Using A First Name In The Citation

APA uses last names in citations. Keep first names for your reference list initials only.

Forgetting To Match The Reference List

After you finish drafting, do one clean pass: scan each in-text citation and confirm it appears on the reference list. Then scan the reference list and confirm each entry is cited in the text. This takes minutes and saves grades.

Mixing Up Title Capitalization

Reference titles use sentence case. That means you capitalize the first word, the first word after a colon, plus proper nouns. Your paper’s heading rules can be different, so don’t copy your title page formatting into the reference list.
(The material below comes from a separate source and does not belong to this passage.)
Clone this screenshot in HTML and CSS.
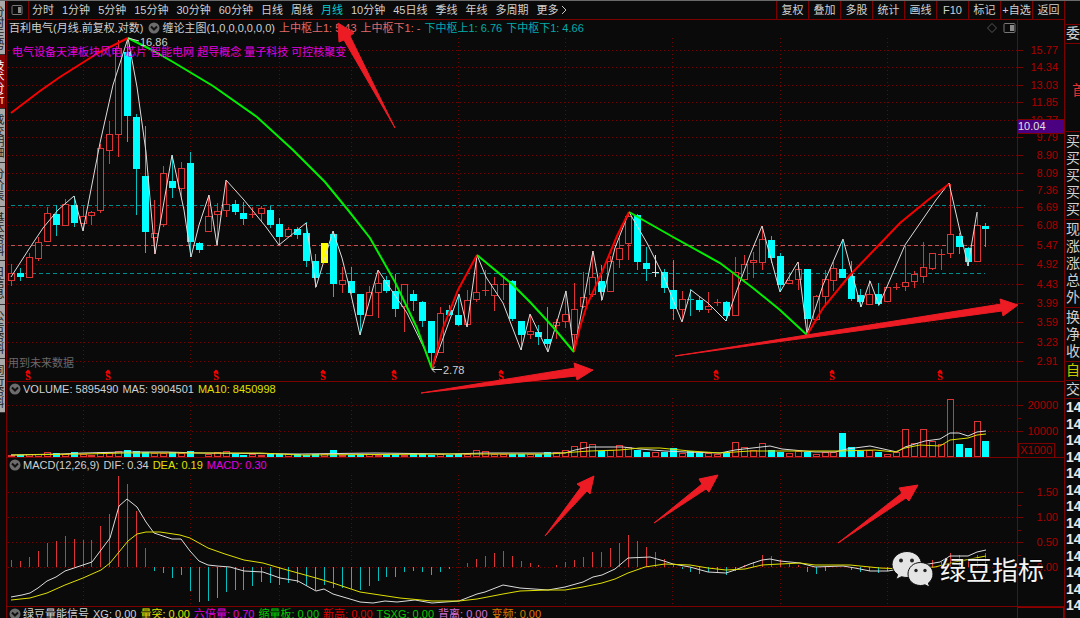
FILE: index.html
```html
<!DOCTYPE html>
<html lang="zh-CN">
<head>
<meta charset="utf-8">
<title>百利电气 月线</title>
<link rel="stylesheet" href="styles.css">
</head>
<body>
<div class="terminal">
  <nav class="side-tabs" aria-label="视图">
    <button class="tab">分时走势</button>
    <button class="tab active">技术分析</button>
    <button class="tab">成交明细</button>
    <button class="tab short">分价表</button>
    <button class="tab">基本资料</button>
    <button class="tab short">日信息</button>
    <button class="tab">公告资料</button>
    <button class="tab">同行资料</button>
  </nav>

  <main class="main">
    <header class="toolbar">
      <button class="layout-btn" aria-label="布局"><svg width="12" height="12" viewBox="0 0 12 12"><rect x="1" y="1.5" width="10" height="9" rx="1" class="ico-line"/><rect x="7" y="3" width="3" height="6" class="ico-fill"/></svg></button>
      <div class="periods">
        <button>分时</button><button>1分钟</button><button>5分钟</button><button>15分钟</button><button>30分钟</button><button>60分钟</button><button>日线</button><button>周线</button><button class="on">月线</button><button>10分钟</button><button>45日线</button><button>季线</button><button>年线</button><button>多周期</button><button class="more">更多<svg width="7" height="10" viewBox="0 0 7 10"><path d="M1 1l4 4-4 4" class="ico-line light"/></svg></button>
      </div>
      <div class="tools">
        <button>复权</button><button>叠加</button><button>多股</button><button>统计</button><button>画线</button><button>F10</button><button>标记</button><button>+自选</button><button>返回</button>
      </div>
    </header>

    <div class="charts">
      <section class="panel">
        <svg id="price" class="plot" viewBox="7 20 1057 362"></svg>
        <div class="legend">
          <span>百利电气(月线.前复权.对数)</span>
          <button class="fold" aria-label="折叠"><svg width="12" height="12" viewBox="0 0 12 12"><circle cx="6" cy="6" r="5.5"/><path d="M3 4.5l3 3 3-3"/></svg></button>
          <span>缠论主图(1,0,0,0,0,0,0)</span>
          <span class="rose">上中枢上1: 5.43</span>
          <span class="rose">上中枢下1: -</span>
          <span class="teal">下中枢上1: 6.76</span>
          <span class="teal">下中枢下1: 4.66</span>
          <span class="panel-icons"><svg width="30" height="12" viewBox="0 0 30 12"><path d="M5 1.5L9.500 6 5 10.500.5 6z" class="ico-line dim"/><rect x="17" y="1.500" width="11" height="9" rx="1" class="ico-line"/><rect x="23" y="3" width="4" height="6" class="ico-fill"/></svg></span>
        </div>
        <p class="concepts">电气设备天津板块风电 芯片 智能电网 超导概念 量子科技 可控核聚变</p>
        <p class="notice">用到未来数据</p>
      </section>

      <section class="panel">
        <svg id="volume" class="plot" viewBox="7 382 1057 76"></svg>
        <div class="legend sub">
          <button class="fold" aria-label="折叠"><svg width="12" height="12" viewBox="0 0 12 12"><circle cx="6" cy="6" r="5.5"/><path d="M3 4.5l3 3 3-3"/></svg></button>
          <span>VOLUME: 5895490</span><span>MA5: 9904501</span><span class="yellow">MA10: 8450998</span>
        </div>
      </section>

      <section class="panel">
        <svg id="macd" class="plot" viewBox="7 458 1057 149"></svg>
        <div class="legend sub">
          <button class="fold" aria-label="折叠"><svg width="12" height="12" viewBox="0 0 12 12"><circle cx="6" cy="6" r="5.5"/><path d="M3 4.5l3 3 3-3"/></svg></button>
          <span>MACD(12,26,9)</span><span>DIF: 0.34</span><span class="yellow">DEA: 0.19</span><span class="magenta">MACD: 0.30</span>
        </div>
      </section>

      <section class="panel signal">
        <div class="legend sub">
          <button class="fold" aria-label="折叠"><svg width="12" height="12" viewBox="0 0 12 12"><circle cx="6" cy="6" r="5.5"/><path d="M3 4.5l3 3 3-3"/></svg></button>
          <span>绿豆量能信号</span><span>XG: 0.00</span><span class="yellow">量突: 0.00</span><span class="magenta">六倍量: 0.70</span><span class="green">缩量板: 0.00</span><span class="red">新高: 0.00</span><span class="green">TSXG: 0.00</span><span class="violet">背离: 0.00</span><span class="orange">变频: 0.00</span>
        </div>
        <div class="signal-axis"></div>
      </section>

      <svg id="notes" class="notes" viewBox="7 20 1057 598"></svg>
    </div>
  </main>

  <aside class="quote">
    <div class="cell gap"></div>
    <div class="cell head">委</div>
    <div class="cell big">首</div>
    <div class="cell rows"><span>买</span><span>买</span><span>买</span><span>买</span><span>买</span></div>
    <div class="cell rows"><span>现</span><span>涨</span><span>涨</span><span>总</span><span>外</span></div>
    <div class="cell rows"><span>换</span><span>净</span><span>收</span></div>
    <div class="cell own">自</div>
    <div class="cell deal">交</div>
    <div class="ticks"><b>14</b><b>14</b><b>14</b><b>14</b><b>14</b><b>14</b><b>14</b><b>14</b><b>14</b><b>14</b><b>14</b><b>14</b><b>14</b></div>
  </aside>
</div>
<script src="chart.js"></script>
</body>
</html>
```

FILE: styles.css
```css
* { box-sizing: border-box; }

body {
  margin: 0;
  height: 100vh;
  overflow: hidden;
  background: #0a0a0a;
  color: #d0d0d0;
  font: 11px/16px "Liberation Sans", "Noto Sans CJK SC", sans-serif;
}

button {
  margin: 0;
  padding: 0;
  border: 0;
  background: none;
  color: inherit;
  font: inherit;
  white-space: nowrap;
}

p { margin: 0; }

.terminal {
  display: grid;
  grid-template-columns: 7px minmax(0, 1fr) 16px;
  height: 100vh;
  border-top: 1px solid #6a6a6a;
}

/* left tabs */
.side-tabs {
  display: flex;
  flex-direction: column;
  overflow: hidden;
  border-right: 1px solid #7c0000;
}
.tab {
  flex: none;
  width: 14px;
  height: 54px;
  margin-left: -9px;
  border-bottom: 1px solid #333;
  background: #a9a9a9;
  color: #202020;
  line-height: 14px;
  writing-mode: vertical-rl;
  text-orientation: upright;
}
.tab.short { height: 44px; }
.tab.active { background: #8a0000; color: #fff; }

/* toolbar */
.main { min-width: 0; overflow: hidden; }
.toolbar {
  display: flex;
  height: 19px;
  border-bottom: 1px solid #7c0000;
  line-height: 18px;
}
.layout-btn {
  display: flex;
  align-items: center;
  width: 22px;
  padding-left: 4px;
  border-right: 1px solid #7c0000;
}
.periods { display: flex; flex: 1; gap: 8px; padding-left: 3px; }
.periods .on { color: #00d0d0; }
.more { display: flex; align-items: center; gap: 2px; }
.tools { display: flex; }
.tools button { width: 32px; border-left: 1px solid #7c0000; }

.ico-line { fill: none; stroke: #777; }
.ico-line.light { stroke: #c4c4c4; }
.ico-line.dim { stroke: #555; }
.ico-fill { fill: #888; }

/* chart panels */
.charts { position: relative; }
.panel { position: relative; }
.plot { display: block; width: 100%; }
.legend {
  position: absolute;
  inset: 0 0 auto 0;
  display: flex;
  align-items: center;
  gap: 4px;
  padding-left: 2px;
  white-space: nowrap;
}
.legend.sub { padding-left: 2px; line-height: 14px; }
.fold { display: flex; margin: 0 -2px 0 0; }
.fold:not(:first-child) { margin-left: 1px; }
.fold circle { fill: #6c6c6c; }
.fold path { fill: none; stroke: #111; stroke-width: 2; }
.panel-icons { display: flex; margin: 0 47px 0 auto; }
.concepts {
  position: absolute;
  top: 24px;
  left: 5px;
  color: #e000e0;
}
.notice {
  position: absolute;
  bottom: 11px;
  left: 1px;
  color: #686868;
}
.rose { color: #e06a6a; }
.teal { color: #00acac; }
.yellow { color: #e0e000; }
.magenta { color: #e000e0; }
.green { color: #00cc00; }
.red { color: #dc0000; }
.violet { color: #d46ed4; }
.orange { color: #dc7800; }

.signal { height: 20px; display: flex; justify-content: flex-end; }
.signal-axis { width: 47px; border: 1px solid #8c0000; }

.notes {
  position: absolute;
  top: 0;
  left: 0;
  width: 100%;
  pointer-events: none;
}

/* chart marks */
.rule { stroke: #7c0000; }
.grid { stroke: #740000; stroke-dasharray: 1 3; }
.level { stroke-dasharray: 4 3; }
.level.rose-line { stroke: #b85858; }
.level.teal-line { stroke: #008c8c; }
.axis-text { fill: #ac0000; font-size: 11px; text-anchor: end; }
.up { fill: #0a0a0a; stroke: #dc3434; }
.up-line { stroke: #dc3434; }
.down { fill: #00ffff; }
.down-line { stroke: #00c0c0; }
.flat-line { stroke: #dddddd; }
.mark { fill: #ffff00; }
.zig { fill: none; stroke: #dcdcdc; stroke-linejoin: round; }
.avg { fill: none; stroke: #e0e000; }
.rise { fill: none; stroke: #f80000; stroke-width: 2; }
.fall { fill: none; stroke: #00f000; stroke-width: 2; }
.arrow { fill: #ed1c24; stroke: #ed1c24; stroke-linejoin: round; }
.sell { fill: #ff0000; font: bold 10px "Liberation Serif", serif; text-anchor: middle; }
.sell-cap { fill: none; stroke: #ff0000; stroke-width: 2; }
.note-text { fill: #d0d0d0; font-size: 11px; }
.tag-box { fill: #4b0082; stroke: #7c0000; }
.tag-text { fill: #e0e0e0; font-size: 11px; }
.unit-box { fill: none; stroke: #7c0000; }
.bubble { fill: #e4e4e4; stroke: #0a0a0a; }
.bubble-eye { fill: #222; }
.brand {
  fill: #f4f4f4;
  font: 26px "Noto Sans CJK SC", sans-serif;
  paint-order: stroke;
  stroke: #00000080;
  stroke-width: 2;
}

/* right quote strip */
.quote {
  display: flex;
  flex-direction: column;
  overflow: hidden;
  border-left: 1px solid #7c0000;
  padding-left: 1px;
  font-size: 14px;
  line-height: 17px;
}
.cell { flex: none; border-bottom: 1px solid #7c0000; overflow: hidden; white-space: nowrap; }
.gap { height: 24px; }
.head { height: 19px; }
.big { height: 88px; padding: 38px 0 0 6px; color: #e83030; }
.rows { display: flex; flex-direction: column; padding: 1px 0; }
.own { height: 19px; color: #c8c800; }
.deal { height: 18px; }
.ticks {
  display: flex;
  flex: 1;
  flex-direction: column;
  justify-content: space-between;
  padding-bottom: 5px;
  line-height: 16px;
  color: #e8e8e8;
}
```

FILE: chart.js
```js
const NS = "http://www.w3.org/2000/svg";
const step = 8.94, start = 11.5;
const xAt = i => Math.round(start + i * step - 0.5) + 0.5;

function add(svg, tag, attrs, text) {
  const el = document.createElementNS(NS, tag);
  for (const k in attrs) el.setAttribute(k, attrs[k]);
  if (text) el.textContent = text;
  svg.appendChild(el);
  return el;
}
const line = (svg, x1, y1, x2, y2, cls) => add(svg, "line", { x1, y1, x2, y2, class: cls });
const poly = (svg, points, cls) => add(svg, "polyline", { points, class: cls });

// Each row: kind, high, body top, body bottom, low
const candles = `r 264 273 281 286,c 268 273 277 281,r 253 257 278 278,r 237 242 259 261,r 207 213 242 242,c 205 214 225 236,r 199 204 226 226,c 196 205 223 227,r 206 216 224 231,r 211 212 216 225,r 144 148 211 213,r 121 134 151 164,r 40 48 135 157,c 40 52 116 142,c 114 117 169 215,c 126 176 232 253,r 200 233 238 254,r 166 173 225 227,c 155 181 188 198,r 162 168 189 200,c 152 163 242 257,c 242 243 250 253,r 195 216 232 232,r 203 211 215 245,r 180 204 211 217,c 200 204 212 215,c 202 213 219 225,x 207 214 215 218,r 206 208 214 221,c 206 210 225 228,c 218 224 237 245,r 227 229 237 237,c 227 229 235 239,c 222 233 261 267,c 254 261 278 288,y 243 243 263 263,c 231 234 284 297,r 267 280 285 293,c 267 281 293 294,c 294 294 315 335,r 286 292 316 316,r 270 283 293 318,c 276 280 291 293,c 274 291 309 317,r 284 284 307 332,c 290 294 301 311,c 301 302 321 327,c 321 321 353 369,r 307 313 353 353,c 305 310 315 316,c 294 315 325 326,r 290 300 325 327,r 256 292 300 302,x 270 290 291 296,r 277 284 296 311,x 277 284 285 300,c 280 281 319 321,c 321 321 335 350,r 315 331 335 339,c 325 332 337 345,c 307 339 344 352,r 319 322 326 339,r 291 314 322 328,r 283 309 335 352,r 272 297 307 308,r 251 277 295 297,c 265 281 292 301,r 256 261 292 292,r 238 248 260 268,r 212 216 244 260,c 214 215 262 270,c 247 263 269 281,w 255 272 273 277,c 269 272 288 293,c 260 290 309 320,r 291 299 310 321,d 289 299 300 316,c 297 300 310 312,r 292 306 310 313,x 299 302 303 306,c 301 302 316 321,r 257 272 316 316,r 255 264 280 282,r 252 260 263 278,r 226 239 263 270,c 236 240 258 263,c 253 256 285 292,r 272 280 284 284,r 262 269 280 290,c 269 269 319 334,r 295 296 320 321,r 270 279 297 306,r 262 268 281 291,c 240 269 278 278,c 261 276 299 301,c 289 295 302 307,r 280 294 305 305,c 283 294 304 306,r 287 287 302 302,x 283 287 288 290,r 246 282 287 291,r 271 274 282 288,r 242 267 277 283,r 253 253 269 270,x 249 254 255 270,r 184 234 254 258,c 233 236 247 254,c 247 248 262 266,r 212 225 262 262,c 223 226 229 247`
  .split(",").map(s => { const p = s.split(" "); return [p[0], ...p.slice(1).map(Number)]; });

const volumes = [2,2,3,3,5,4,3,5,3,2,5,5,6,7,6,5,4,4,5,4,6,0,3,5,6,3,2,3,2,3,3,3,3,2,3,3,7,2,2,3,3,2,3,3,2,3,3,2,3,2,3,3,7,6,3,3,3,3,3,3,5,5,7,11,15,13,6,7,12,10,7,5,5,5,9,4,6,4,4,3,5,15,10,7,14,7,5,4,6,5,3,5,5,24,10,6,7,5,3,5,28,14,28,16,13,58,13,9,36,16];

const bars = [560,561,557,551,543,541,536,539,540,540,526,514,476,484,511,548,571,573,578,575,591,602,601,598,592,590,590,586,582,583,585,583,583,586,590,585,588,588,589,590,586,581,577,577,572,571,572,575,572,569,0,563,559,556,553,551,556,561,563,565,0,565,562,560,557,552,552,548,543,535,541,547,552,559,565,569,572,574,572,573,575,571,565,562,555,556,560,563,565,572,574,571,0,0,570,572,571,573,571,0,565,565,563,560,562,553,555,559,555,553];

const columns = [83.5, 190.5, 279.5, 351.5, 458.5, 565.5, 672.5, 780.5, 887.5];

function frame(svg, top, bottom, rows) {
  columns.forEach(x => line(svg, x, top, x, bottom, "grid"));
  rows.forEach(([y, label]) => {
    line(svg, 8, y + 0.5, 1017, y + 0.5, "grid");
    line(svg, 1018, y + 0.5, 1023, y + 0.5, "rule");
    add(svg, "text", { x: 1058, y: y + 4, class: "axis-text" }, label);
  });
}

// Price panel
const price = document.getElementById("price");
frame(price, 38, 370, [[50, "15.77"], [67, "14.34"], [85, "13.03"], [102, "11.85"], [120, "10.77"], [137, "9.79"], [155, "8.90"], [173, "8.09"], [190, "7.36"], [207, "6.69"], [225, "6.08"], [245, "5.47"], [264, "4.92"], [284, "4.43"], [303, "3.99"], [322, "3.59"], [342, "3.23"], [361, "2.91"]]);
line(price, 1017.5, 20, 1017.5, 382, "rule");
line(price, 7, 381.5, 1064, 381.5, "rule");
line(price, 11, 205.5, 985, 205.5, "level teal-line");
line(price, 11, 245.5, 985, 245.5, "level rose-line");
line(price, 11, 273.5, 985, 273.5, "level teal-line");
add(price, "rect", { x: 1017.5, y: 119.5, width: 46, height: 14, class: "tag-box" });
add(price, "text", { x: 1018, y: 130, class: "tag-text" }, "10.04");

candles.forEach(([kind, high, top, bottom, low], i) => {
  const x = xAt(i);
  if (kind === "r") {
    line(price, x, high, x, low, "up-line");
    add(price, "rect", { x: x - 3, y: top + 0.5, width: 6, height: Math.max(bottom - top - 1, 1), class: "up" });
  } else if (kind === "c") {
    line(price, x, high, x, low, "down-line");
    add(price, "rect", { x: x - 3.5, y: top, width: 7, height: bottom - top, class: "down" });
  } else if (kind === "y") {
    add(price, "rect", { x: x - 3.5, y: top, width: 7, height: bottom - top, class: "mark" });
  } else {
    const cls = { x: "up-line", w: "flat-line", d: "down-line" }[kind];
    line(price, x, high, x, low, cls);
    line(price, x - 3.5, top + 0.5, x + 3.5, top + 0.5, cls);
  }
});

poly(price, "11,277 29,249 43,228 58,210 74,196 83,231 87,210 100,143 113,85 128,38 137,87 146,152 151,210 155,254 172,155 184,210 191,257 199,225 209,195 217,245 226,180 244,200 266,227 279,245 306,223 316,287 333,231 342,258 350,290 360,335 378,270 390,288 407,313 425,350 432,369 459,294 467,327 477,255 486,277 503,303 521,350 530,314 548,352 566,291 574,352 593,251 602,300 615,248 629,212 647,243 663,275 682,322 691,290 708,303 726,321 737,290 750,255 762,226 780,292 798,262 807,334 823,285 843,239 861,307 870,281 879,305 905,245 936,200 949,183 968,266 977,212", "zig");
poly(price, "11,113 40,91 60,77 98,53 128,38", "rise");
poly(price, "432,369 443,328 458,290 477,255", "rise");
poly(price, "574,352 580,327 587,305 602,272 617,236 629,212", "rise");
poly(price, "807,335 823,308 850,275 877,247 900,223 928,200 949,184", "rise");
poly(price, "128,38 150,49 173,62 213,86 257,117 293,150 325,182 348,210 370,238 395,282 417,328 432,369", "fall");
poly(price, "477,255 512,284 530,302 553,327 574,352", "fall");
poly(price, "629,212 673,237 720,263 753,288 780,310 807,335", "fall");
add(price, "path", { d: "M128 38l11 3M432 369.500h10M432 369.500l3-3M432 369.500l3 3", class: "zig" });
add(price, "text", { x: 140, y: 46, class: "note-text" }, "16.86");
add(price, "text", { x: 443, y: 374, class: "note-text" }, "2.78");
[28, 108, 216, 323, 394, 501, 716, 832, 940].forEach(x => {
  add(price, "text", { x, y: 380, class: "sell" }, "S");
  add(price, "path", { d: `M${x - 2} 373l2-2 2 2`, class: "sell-cap" });
});

// Volume panel
const volume = document.getElementById("volume");
frame(volume, 398, 457, [[405, "20000"], [431, "10000"]]);
line(volume, 1017.5, 382, 1017.5, 458, "rule");
line(volume, 1018, 418.5, 1021, 418.5, "rule");
add(volume, "rect", { x: 1018.5, y: 443.5, width: 36, height: 14, class: "unit-box" });
add(volume, "text", { x: 1052, y: 454, class: "axis-text" }, "X1000");
volumes.forEach((h, i) => {
  if (!h) return;
  const x = xAt(i), down = "cd".includes(candles[i][0]);
  if (down) add(volume, "rect", { x: x - 3.5, y: 457 - h, width: 7, height: h, class: "down" });
  else add(volume, "rect", { x: x - 3, y: 457.5 - h, width: 6, height: h - 1, class: "up" });
});
line(volume, 7, 457.5, 1064, 457.5, "rule");
poly(volume, "11,455 60,454 83,453 125,452 167,452 200,453 300,454 375,453 450,454 485,453 520,453 565,453 575,450 590,447 623,447 640,449 665,451 685,452 720,453 735,450 770,446 782,449 815,452 835,452 847,449 870,446 888,450 897,452 905,447 915,444 925,441 940,439 950,433 959,433 968,436 977,432 986,431", "zig");
poly(volume, "11,455 83,454 125,453 260,453 300,455 450,454 550,454 575,452 590,451 620,450 640,448 660,448 690,451 720,453 750,451 840,451 875,450 895,452 905,448 920,445 940,446 950,440 968,438 977,435 986,434", "avg");

// MACD panel
const macd = document.getElementById("macd");
frame(macd, 475, 605, [[492, "1.50"], [517, "1.00"], [542, "0.50"], [567, "0.00"]]);
line(macd, 1017.5, 458, 1017.5, 607, "rule");
line(macd, 7, 606.5, 1064, 606.5, "rule");
[505.5, 530.5, 555.5].forEach(y => line(macd, 1018, y, 1021, y, "rule"));
bars.forEach((y, i) => {
  if (y) line(macd, xAt(i), 567, xAt(i), y, y < 567 ? "up-line" : "down-line");
});
poly(macd, "11,597 22,595 30,593 38,588 47,581 56,577 65,571 83,565 92,562 110,538 119,506 127,499 137,507 146,522 154,533 163,536 172,539 181,539 190,551 199,561 208,565 217,566 230,567 244,571 263,572 280,578 298,581 316,591 324,589 333,594 350,599 360,602 373,603 385,601 397,602 415,600 432,603 459,601 477,594 485,592 503,585 520,588 548,590 565,587 583,582 593,577 602,575 615,569 628,558 650,557 664,561 673,564 690,567 708,572 726,573 735,570 750,564 762,560 770,559 780,561 800,563 815,567 843,566 855,568 870,571 888,571 905,568 940,562 950,556 968,556 977,552 986,550", "zig");
poly(macd, "11,600 30,598 47,593 65,585 83,578 101,570 110,563 119,552 128,541 137,534 146,532 160,532 180,535 190,538 208,548 225,554 244,560 263,563 280,568 298,573 316,578 333,583 360,592 380,595 400,598 432,601 459,601 477,599 503,594 520,591 548,590 565,590 583,587 602,583 615,579 628,573 645,567 665,564 690,565 708,568 726,570 745,569 762,565 780,564 800,563 815,565 850,565 880,568 905,569 935,567 955,562 986,556", "avg");

// Annotations across panels
const notes = document.getElementById("notes");
[
  "395,128 344,40 339,42 338,23 354,33 350,36",
  "421,393 575,368 574,363 593,370 577,380 576,376",
  "675,356 1001,304 1000,299 1018,305 1003,316 1002,311",
  "545,536 581,487 577,484 594,476 590,494 587,491",
  "654,523 702,484 699,479 718,475 709,492 706,489",
  "838,543 902,493 899,488 918,485 909,501 906,498"
].forEach(points => add(notes, "polygon", { points, class: "arrow" }));

add(notes, "path", { class: "bubble", d: "M907 551.5c-8.200 0-15 5.800-15 13 0 4.100 2.200 7.700 5.600 10l-1.600 5 5.500-2.800c1.700.5 3.600.8 5.500.8 8.200 0 14.500-5.800 14.500-13s-6.300-13-14.500-13z" });
add(notes, "path", { class: "bubble", d: "M920.500 562.500c-7.200 0-12.500 5-12.500 11.500s5.300 11.500 12.500 11.500c1.600 0 3.100-.2 4.500-.7l4.700 2.400-1.300-4.200c3-2.100 4.600-5.300 4.600-9 0-6.500-5.300-11.500-12.500-11.500z" });
[[901, 560.5, 2], [912, 560.5, 2], [916, 570.5, 1.700], [925, 570.5, 1.700]].forEach(([cx, cy, r]) => add(notes, "circle", { cx, cy, r, class: "bubble-eye" }));
add(notes, "text", { x: 940, y: 580, class: "brand" }, "绿豆指标");
```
Table Of Final Checks Before You Submit

This second table works like a submission checklist. Run it once, then hit upload.

Check What To Look For Fix If Needed
One-to-one match Every in-text citation has a reference entry Add the missing entry or remove the citation
Author spelling Same spelling in text and on the reference page Correct typos and initials
Year consistency Same year in both places Update the year or fix the “n.d.” tag
Title capitalization Sentence case in reference titles Lowercase after the first word and proper nouns
Italics Book and journal titles italicized Add italics to the container title
DOI and URL DOI included when available, URL when not Add locator at the end of the entry
Hanging indent Second line and beyond indented Apply hanging indent formatting
Alphabetical order Entries ordered by author or group name Sort the list A–Z

Where To Double-Check Edge Cases

Some sources don’t fit the common patterns: podcasts, social posts, datasets, and legal materials. When you hit one of those, use the official in-text citation rules and copy the nearest model, then swap in your own details. The APA Style in-text citation page is a reliable checkpoint: APA Style in-text citation guidance.

Once you’ve built a few references with the same template, APA starts feeling less like a maze and more like a set of repeatable moves. Your papers read cleaner, your sources look credible, and you spend less time second-guessing commas.